Looking at worldwide market statistics there isn’t a lot of good news. Not only are those stats penetrating the equity and debt markets, but they are really starting to impact other indicators in the world macro economy.
Last night, China reported a lower Purchasing Manager’s Index. Just under 50. It might be that no one can trust Chinese financial numbers, but if they elected to release a PMI under 50, what is it really? (PMI readings above 50 indicate economic expansion) Maybe it is really a lot worse than that. It’s pretty clear from ancillary data that China has a housing bubble. It’s also pretty clear to me that their banks are carrying some debts that will never be repaid. Communist governments are like that.
Europe is similar. We had the problem supposedly solved and then the good ship Spain blew up yesterday. 7.5% yield on debt. It’s not going down appreciably anytime soon. Because there is no way to hedge Spanish debt, the market uses Italian debt as a proxy. So many are shorting Italian debt in response to Spain, both Italy and Spain banned short selling. Always good to try and manipulate a market when it doesn’t go your way. That’ll work. By the way, the Greeks are almost out of money, again.
In the US, there is no economic indicator that is positive. Some folks see a housing bottom, so I guess that’s positive. But that’s like saying a Naval ship that was almost sunk and was towed in to dry dock is ready for battle. Erik Hurst from the University of Chicago has nailed the housing boom and bust from the very beginning. In December of last year, he said we were just about at the bottom, but the housing recovery will not resemble any other recovery. Until those housing workers learn new skills, we won’t be solving our unemployment problem anytime soon.

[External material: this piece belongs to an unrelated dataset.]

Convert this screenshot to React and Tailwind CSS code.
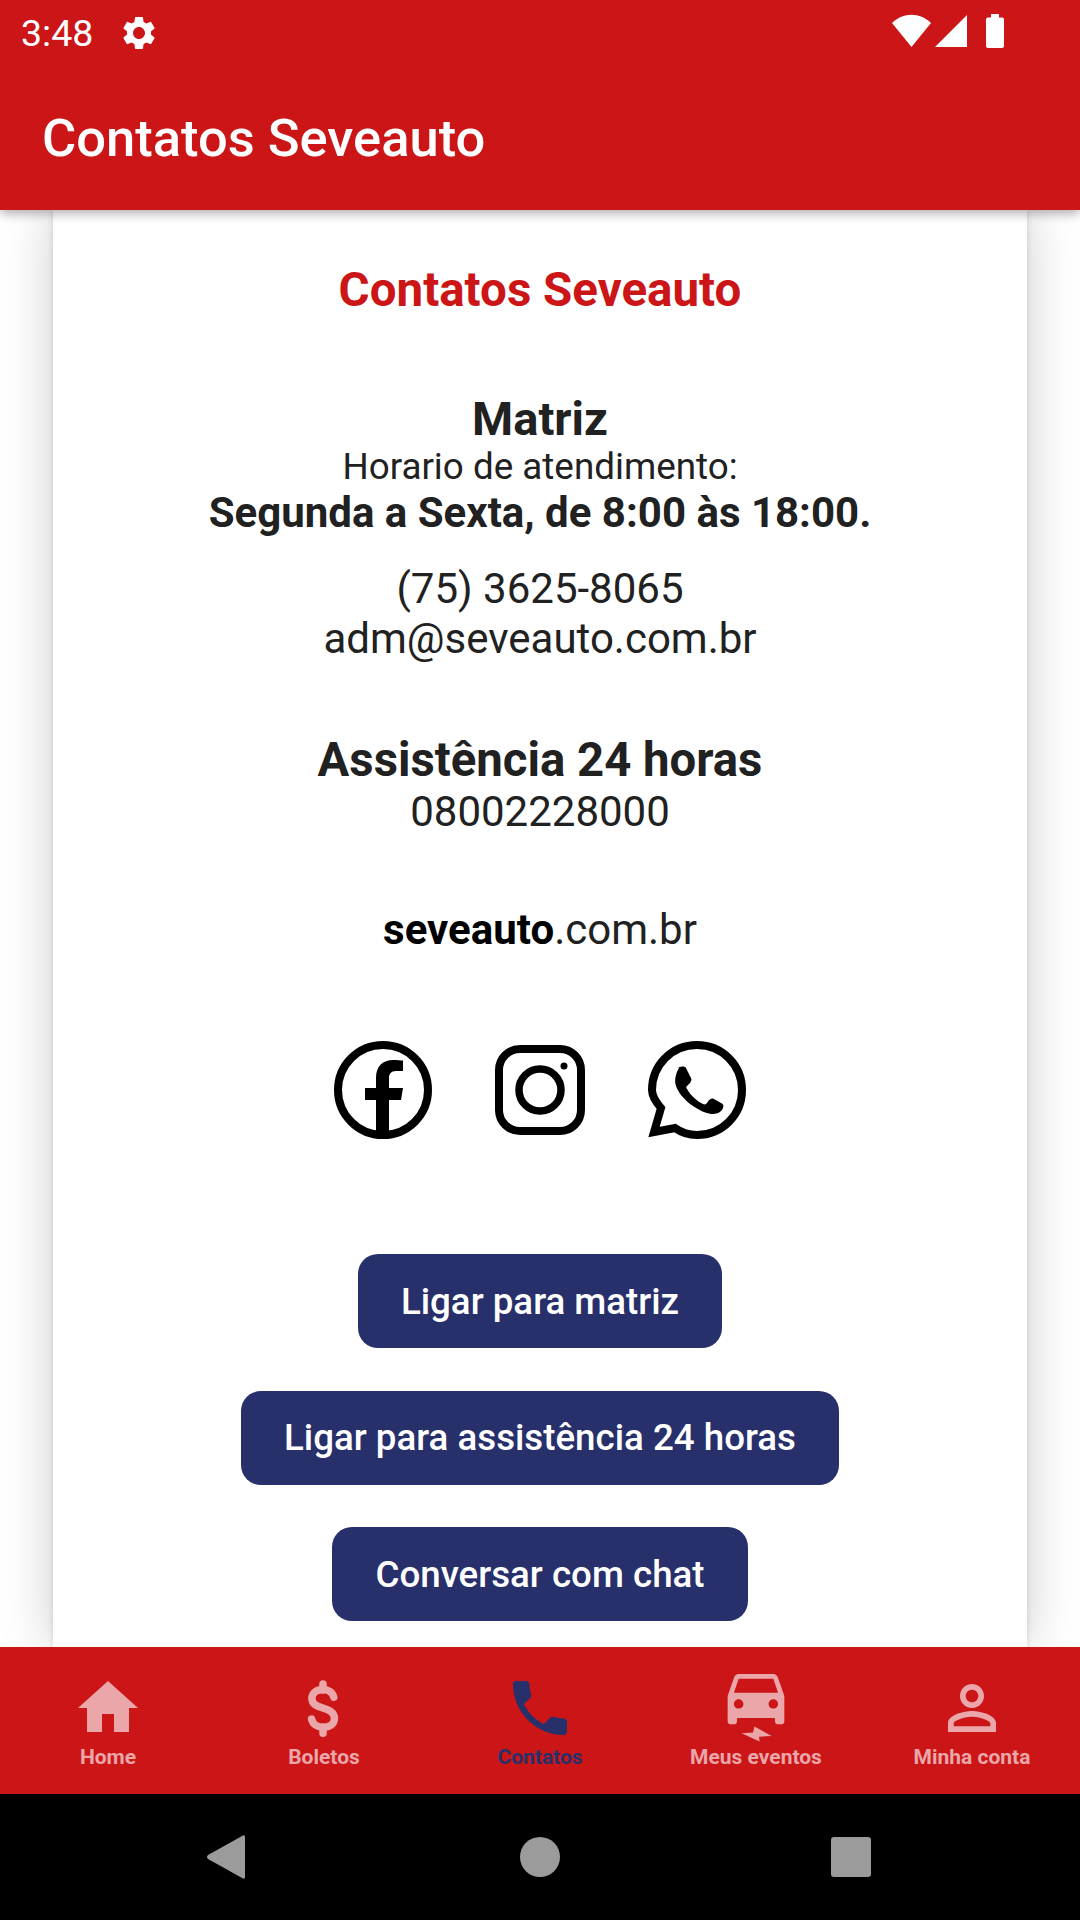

Days like we saw yesterday are becoming a regular market occurrence. Instead of one big crash, the market is slowly bleeding to death. Still up 5.96% on the year, but no momo up. This is a Chinese water torture break, not an public hanging.
As the summer drones on, and the campaign rhetoric heats up, I don’t think it gets better. Clearly, both political parties are in different camps. Yesterday, Democrat Howard Dean said that he “hoped we went over the financial cliff” on CNBC. He speculated then we would do something.